USask’s Merlis Belsher Place has been chosen as the site of a Saskatchewan Health Authority field hospital to treat COVID-19 patients during the coronavirus pandemic, if additional hospital beds are needed. (Photo: James Shewaga)

USask’s Merlis Belsher Place being prepped to serve as possible pandemic field hospital

Preparations are underway to transform the University of Saskatchewan’s (USask) Merlis Belsher Place into a potential pandemic field hospital.

USask recently made the state-of-the-art multipurpose complex available to the Saskatchewan Health Authority (SHA) to house up to 250 coronavirus patients on an emergency basis, if Saskatoon experiences a sudden surge in COVID-19 cases.

“We are working closely with SHA to support them in any way that we can throughout this process,” said Wade Epp, USask’s associate vice-president of services. “We talk about our commitment to be The University the World Needs and it’s not lost on me that this is one of those times where the community has asked and we are working hard to deliver on that.”

The SHA has toured the facility and conducted logistical plans for setting up the field hospital in the 120,000-square-foot complex, which is home to Huskies hockey and basketball practice facilities with two regulation-sized ice rinks and two full-sized basketball courts, as well as the Ron and Jane Graham Sport Science and Health Centre.

“We have very detailed footprints, down to where the cots for the structures will be,” SHA Saskatoon Incident Commander Suzanne Mahaffey told reporters during a briefing last Thursday.

The addition of the field hospital on campus would bring capacity in Saskatoon—at Royal University Hospital, City Hospital, St. Paul’s Hospital and the Merlis Belsher Place facility—up to 1,266 beds for COVID-19 treatment and 301 beds for other patients.
A look inside the University of Saskatchewan’s Merlis Belsher Place, which could soon be transformed into a field hospital to support the Saskatchewan Health Authority during the COVID-19 pandemic. (Photo: Jeff Drake)

“We have triggers that once City Hospital is approximately 50 per cent full, we will be starting to ensure that our field hospital is ready to go and that we’ve done simulation exercises so that we can do that care safely in a non-traditional setting,” Mahaffey stated.

Epp said USask officials—led by project manager Michael Thompson—and staff at Nustadia Recreation, the third-party operator of Merlis Belsher Place, are providing logistical and planning support for SHA as it ramps up preparations.

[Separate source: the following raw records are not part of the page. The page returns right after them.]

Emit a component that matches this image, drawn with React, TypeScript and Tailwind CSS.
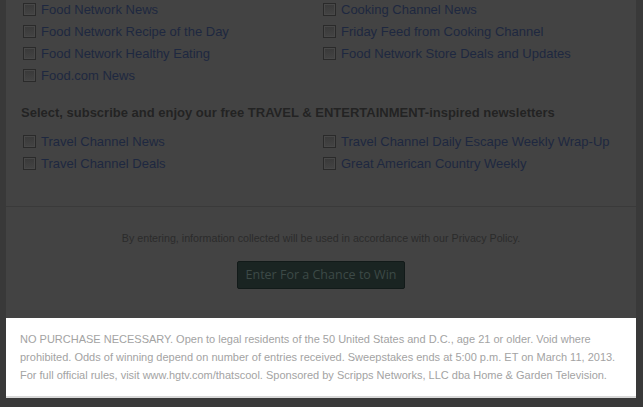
import React from "react";

const food: (string | null)[] = [
  "Food Network News",
  "Cooking Channel News",
  "Food Network Recipe of the Day",
  "Friday Feed from Cooking Channel",
  "Food Network Healthy Eating",
  "Food Network Store Deals and Updates",
  "Food.com News",
  null,
];

const travel = [
  "Travel Channel News",
  "Travel Channel Daily Escape Weekly Wrap-Up",
  "Travel Channel Deals",
  "Great American Country Weekly",
];

function Option({ label }: { label: string | null }) {
  if (!label) return <div className="h-[22px]" />;
  return (
    <label className="flex h-[22px] items-center gap-[5px]">
      <span className="block h-[13px] w-[13px] shrink-0 border border-[#2a2a2a] bg-gradient-to-b from-[#393939] to-[#444444] shadow-[inset_0_0_0_1px_#484848]" />
      <span className="text-[13px] leading-none text-[#1e2840]">{label}</span>
    </label>
  );
}

export default function App() {
  return (
    <div
      className="h-[407px] w-[643px] overflow-hidden bg-[#393939]"
      style={{ fontFamily: '"Liberation Sans", Arial, sans-serif' }}
    >
      <div className="mx-[6px] w-[630px] bg-[#434343]">
        {/* newsletters */}
        <div className="-mt-[2px] pl-[17px]">
          <div className="grid grid-cols-[300px_1fr]">
            {food.map((f, i) => (
              <Option key={i} label={f} />
            ))}
          </div>

          <h3 className="mt-[17px] -ml-[2px] text-[13px] font-bold leading-[20px] text-[#232323]">
            Select, subscribe and enjoy our free TRAVEL &amp; ENTERTAINMENT-inspired newsletters
          </h3>

          <div className="mt-[7px] grid grid-cols-[300px_1fr]">
            {travel.map((t) => (
              <Option key={t} label={t} />
            ))}
          </div>
        </div>

        <div className="mt-[32px] border-t border-[#3a3a3a]" />

        {/* submit */}
        <div className="flex flex-col items-center pb-[29px] pt-[24px]">
          <p className="text-[10.7px] leading-[14px] text-[#2b2b2b]">
            By entering, information collected will be used in accordance with our Privacy Policy.
          </p>
          <button
            className="mt-[16px] h-[28px] w-[168px] rounded-[2px] border border-[#121a19] bg-[#1a2422] text-[12.5px] text-[#3d4a47]"
            style={{ fontFamily: '"Open Sans", sans-serif' }}
          >
            Enter For a Chance to Win
          </button>
        </div>
      </div>

      {/* rules */}
      <div className="mx-[6px] w-[630px] border-b-2 border-[#d8d8d8] bg-white px-[14px] pb-[12px] pt-[12px]">
        <p className="text-[11px] leading-[18px] text-[#a3a3a3]">
          NO PURCHASE NECESSARY. Open to legal residents of the 50 United States and D.C., age 21 or older. Void where
          prohibited. Odds of winning depend on number of entries received. Sweepstakes ends at 5:00 p.m. ET on March 11,
          2013. For full official rules, visit www.hgtv.com/thatscool. Sponsored by Scripps Networks, LLC dba Home &amp;
          Garden Television.
        </p>
      </div>
    </div>
  );
}
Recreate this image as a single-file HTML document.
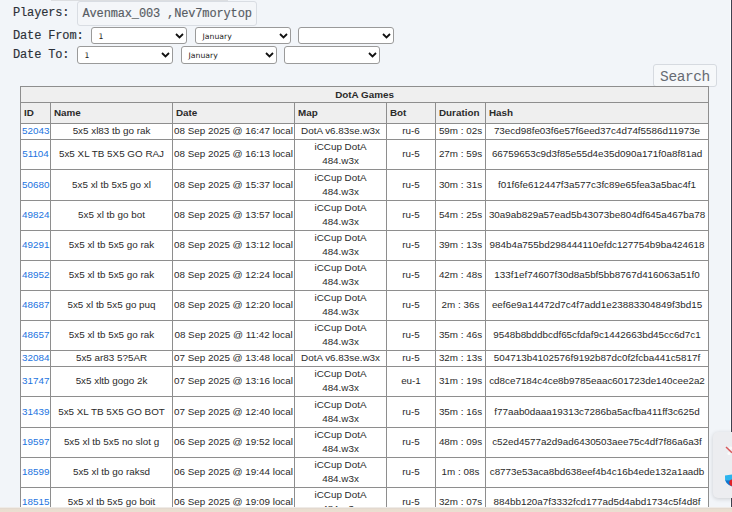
<!DOCTYPE html>
<html><head><meta charset="utf-8"><title>DotA Games</title>
<style>
html,body{margin:0;padding:0;}
body{width:732px;height:512px;overflow:hidden;background:#f2f5f9;position:relative;font-family:"Liberation Mono",monospace;color:#2a2f36;}
.lbl{position:absolute;left:13px;font-size:12px;line-height:14px;letter-spacing:-0.15px;white-space:pre;color:#2b3038;-webkit-text-stroke:0.15px #2b3038;}
.inp{position:absolute;left:77px;top:1px;width:173px;height:23px;border:1px solid #d9dde3;border-radius:3px;background:#f4f6f9;font-size:12px;line-height:24.5px;color:#575c63;-webkit-text-stroke:0.15px #575c63;padding-left:4.5px;box-sizing:content-box;white-space:pre;letter-spacing:-0.15px}
.sel{position:absolute;width:94px;height:15px;border:1px solid #9a9a9a;border-radius:3px;background:#fff;font-family:"DejaVu Sans",sans-serif;font-size:7.7px;line-height:16.4px;color:#222;}
.sel span{position:absolute;left:6.6px;top:0.7px}
.sel svg{position:absolute;right:1.6px;top:5px}
.btn{position:absolute;left:653px;top:64px;width:62px;height:21px;border:1px solid #d6dae0;border-radius:3px;background:#f6f8fa;font-size:14.5px;line-height:25px;text-align:center;color:#666b73;letter-spacing:-0.4px;overflow:hidden}
table{position:absolute;left:20px;top:86px;width:689px;border-collapse:collapse;table-layout:fixed;font-family:"Liberation Sans",sans-serif;font-size:9.85px;color:#2a2a2a;}
td,th{border:1px solid #8e8e8e;padding:0 1px 1px;text-align:center;white-space:nowrap;overflow:hidden;line-height:14px;background:#fff}
th{background:#efefef;text-align:left;padding-left:3px;font-weight:bold;}
tr.cap th{text-align:center;height:15px;line-height:15px;padding:0}
tr.hd th{height:19px;}
a{color:#1c74e0;text-decoration:none}
.bottom{position:absolute;left:0;top:507px;width:732px;height:5px;background:linear-gradient(to bottom,#efebe7 0,#efebe7 1px,#e3d9cf 1px,#e3d9cf 2px,#e9ddd0 2px,#eadfd1 5px)}
.side{position:absolute;left:730px;top:0;width:1px;height:507px;background:#fcfdfe;border-right:1px solid #3f4250}
.widget{position:absolute;left:713px;top:432px;width:30px;height:66px;border-radius:5px;background:#ecedf0;box-shadow:0 1px 4px rgba(0,0,0,0.16)}
.widget svg{position:absolute;left:0;top:0}
</style></head><body>
<div style="position:absolute;left:51px;top:0;width:177px;height:1px;background:#dcdee1"></div>
<div class="lbl" style="top:6.4px">Players:</div>
<div class="inp">Avenmax_003 ,Nev7morytop</div>
<div class="lbl" style="top:29px">Date From:</div>
<div class="sel" style="left:91px;top:27px"><span>1</span><svg width="9" height="6" viewBox="0 0 9 6"><path d="M1 1 L4.5 4.5 L8 1" fill="none" stroke="#111" stroke-width="1.8"/></svg></div>
<div class="sel" style="left:195px;top:27px"><span>January</span><svg width="9" height="6" viewBox="0 0 9 6"><path d="M1 1 L4.5 4.5 L8 1" fill="none" stroke="#111" stroke-width="1.8"/></svg></div>
<div class="sel" style="left:298px;top:27px"><span></span><svg width="9" height="6" viewBox="0 0 9 6"><path d="M1 1 L4.5 4.5 L8 1" fill="none" stroke="#111" stroke-width="1.8"/></svg></div>
<div class="lbl" style="top:48px">Date To:</div>
<div class="sel" style="left:77px;top:46px;height:16px"><span>1</span><svg width="9" height="6" viewBox="0 0 9 6"><path d="M1 1 L4.5 4.5 L8 1" fill="none" stroke="#111" stroke-width="1.8"/></svg></div>
<div class="sel" style="left:181px;top:46px;height:16px"><span>January</span><svg width="9" height="6" viewBox="0 0 9 6"><path d="M1 1 L4.5 4.5 L8 1" fill="none" stroke="#111" stroke-width="1.8"/></svg></div>
<div class="sel" style="left:284px;top:46px;height:16px"><span></span><svg width="9" height="6" viewBox="0 0 9 6"><path d="M1 1 L4.5 4.5 L8 1" fill="none" stroke="#111" stroke-width="1.8"/></svg></div>
<div class="btn">Search</div>
<table>
<colgroup><col style="width:30px"><col style="width:122px"><col style="width:122px"><col style="width:92px"><col style="width:49px"><col style="width:50px"><col style="width:223px"></colgroup>
<tr class="cap"><th colspan="7">DotA Games</th></tr>
<tr class="hd"><th>ID</th><th>Name</th><th>Date</th><th>Map</th><th>Bot</th><th>Duration</th><th>Hash</th></tr>
<tr class="r1" style="height:16px"><td class="id"><a href="#">52043</a></td><td>5x5 xl83 tb go rak</td><td>08 Sep 2025 @ 16:47 local</td><td>DotA v6.83se.w3x</td><td>ru-6</td><td>59m : 02s</td><td>73ecd98fe03f6e57f6eed37c4d74f5586d11973e</td></tr>
<tr class="r2" style="height:30px"><td class="id"><a href="#">51104</a></td><td>5x5 XL TB 5X5 GO RAJ</td><td>08 Sep 2025 @ 16:13 local</td><td>iCCup DotA<br>484.w3x</td><td>ru-5</td><td>27m : 59s</td><td>66759653c9d3f85e55d4e35d090a171f0a8f81ad</td></tr>
<tr class="r2" style="height:31px"><td class="id"><a href="#">50680</a></td><td>5x5 xl tb 5x5 go xl</td><td>08 Sep 2025 @ 15:37 local</td><td>iCCup DotA<br>484.w3x</td><td>ru-5</td><td>30m : 31s</td><td>f01f6fe612447f3a577c3fc89e65fea3a5bac4f1</td></tr>
<tr class="r2" style="height:30px"><td class="id"><a href="#">49824</a></td><td>5x5 xl tb go bot</td><td>08 Sep 2025 @ 13:57 local</td><td>iCCup DotA<br>484.w3x</td><td>ru-5</td><td>54m : 25s</td><td>30a9ab829a57ead5b43073be804df645a467ba78</td></tr>
<tr class="r2" style="height:30px"><td class="id"><a href="#">49291</a></td><td>5x5 xl tb 5x5 go rak</td><td>08 Sep 2025 @ 13:12 local</td><td>iCCup DotA<br>484.w3x</td><td>ru-5</td><td>39m : 13s</td><td>984b4a755bd298444110efdc127754b9ba424618</td></tr>
<tr class="r2" style="height:30px"><td class="id"><a href="#">48952</a></td><td>5x5 xl tb 5x5 go rak</td><td>08 Sep 2025 @ 12:24 local</td><td>iCCup DotA<br>484.w3x</td><td>ru-5</td><td>42m : 48s</td><td>133f1ef74607f30d8a5bf5bb8767d416063a51f0</td></tr>
<tr class="r2" style="height:30px"><td class="id"><a href="#">48687</a></td><td>5x5 xl tb 5x5 go puq</td><td>08 Sep 2025 @ 12:20 local</td><td>iCCup DotA<br>484.w3x</td><td>ru-5</td><td>2m : 36s</td><td>eef6e9a14472d7c4f7add1e23883304849f3bd15</td></tr>
<tr class="r2" style="height:30px"><td class="id"><a href="#">48657</a></td><td>5x5 xl tb 5x5 go rak</td><td>08 Sep 2025 @ 11:42 local</td><td>iCCup DotA<br>484.w3x</td><td>ru-5</td><td>35m : 46s</td><td>9548b8bddbcdf65cfdaf9c1442663bd45cc6d7c1</td></tr>
<tr class="r1" style="height:16px"><td class="id"><a href="#">32084</a></td><td>5x5 ar83 5?5AR</td><td>07 Sep 2025 @ 13:48 local</td><td>DotA v6.83se.w3x</td><td>ru-5</td><td>32m : 13s</td><td>504713b4102576f9192b87dc0f2fcba441c5817f</td></tr>
<tr class="r2" style="height:30px"><td class="id"><a href="#">31747</a></td><td>5x5 xltb gogo 2k</td><td>07 Sep 2025 @ 13:16 local</td><td>iCCup DotA<br>484.w3x</td><td>eu-1</td><td>31m : 19s</td><td>cd8ce7184c4ce8b9785eaac601723de140cee2a2</td></tr>
<tr class="r2" style="height:31px"><td class="id"><a href="#">31439</a></td><td>5x5 XL TB 5X5 GO BOT</td><td>07 Sep 2025 @ 12:40 local</td><td>iCCup DotA<br>484.w3x</td><td>ru-5</td><td>35m : 16s</td><td>f77aab0daaa19313c7286ba5acfba411ff3c625d</td></tr>
<tr class="r2" style="height:30px"><td class="id"><a href="#">19597</a></td><td>5x5 xl tb 5x5 no slot g</td><td>06 Sep 2025 @ 19:52 local</td><td>iCCup DotA<br>484.w3x</td><td>ru-5</td><td>48m : 09s</td><td>c52ed4577a2d9ad6430503aee75c4df7f86a6a3f</td></tr>
<tr class="r2" style="height:30px"><td class="id"><a href="#">18599</a></td><td>5x5 xl tb go raksd</td><td>06 Sep 2025 @ 19:44 local</td><td>iCCup DotA<br>484.w3x</td><td>ru-5</td><td>1m : 08s</td><td>c8773e53aca8bd638eef4b4c16b4ede132a1aadb</td></tr>
<tr class="r2" style="height:30px"><td class="id"><a href="#">18515</a></td><td>5x5 xl tb 5x5 go boit</td><td>06 Sep 2025 @ 19:09 local</td><td>iCCup DotA<br>484.w3x</td><td>ru-5</td><td>32m : 07s</td><td>884bb120a7f3332fcd177ad5d4abd1734c5f4d8f</td></tr>
</table>
<div class="side"></div>
<div class="widget"><svg width="20" height="66" viewBox="1 0 20 66"><circle cx="18.5" cy="16" r="1.6" fill="#fafafa"/><circle cx="17" cy="21.5" r="1.6" fill="#fafafa"/><path d="M14 15 L20 20.7" stroke="#d9585a" stroke-width="1.5" fill="none"/><path d="M13 43.6 L20 42.6 L20 49 L13.1 48.6 Z" fill="#2cb4ee"/><path d="M13.1 48.2 L20 48.2 L20 54.6 L16.8 53 Q14 51 13.1 48.2 Z" fill="#0b78d2"/><circle cx="20.5" cy="50.8" r="3.2" fill="#e02127"/></svg></div>
<div class="bottom"></div>
</body></html>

“We are following SHA’s lead and I know they are looking at as tight of a timeline as possible,” said Epp. “I know there are a lot of moving parts and they are moving as quickly as possible to be up and running, if needed.”

Next steps would involve removing and relocating equipment and items from the Huskie hockey, basketball and soccer team rooms as well as other facility equipment located on the ground floor in preparation for the set up of assessment/treatment, support services and staff areas. The second floor of the facility, which houses the Ron and Jane Graham Sport Science and Health Centre, is not expected to be used for the field hospital at this time.

“A team has been pulled together to help generate a plan to complete the move in a safe and efficient manner,” said Dr. Chad London (PhD), dean of the College of Kinesiology and member of the Huskie Athletics Board of Trustees.

“We appreciate everyone’s patience and co-operations throughout the COVID-19 situation and continue to be proud to support our front-line workers, community, and province in any way possible.”

Astute advanced planning of the facility and additional financial investment set the stage for Merlis Belsher Place to serve as a potential emergency facility for situations like this.

USask’s safety and resources leadership team identified that enhancements in the design of the new building would support the university’s emergency management plan. James Cook, manager of campus planning, made the recommendation to upgrade construction of Merlis Belsher Place from the standard “normal” category to “high” under the National Building Code of Canada, to position it for emergency use. Cheryl Carver, associate vice-president of people and resources, identified the Safe Campus Fund as a source for financing the upgrades.

“The initial thought was that it was a large open facility that, if upgraded to a higher importance category, could serve in the event of a crisis at the university or within the region,” said Greg Fowler, vice-president of finance and resources, who approved the final decision to upgrade Merlis Belsher Place.

Those enhanced construction efforts, including higher engineering load factors to enable the building to withstand increasingly significant wind, snow, earthquake and other emergency events, have positioned Merlis Belsher Place to serve the community as a possible pandemic field hospital.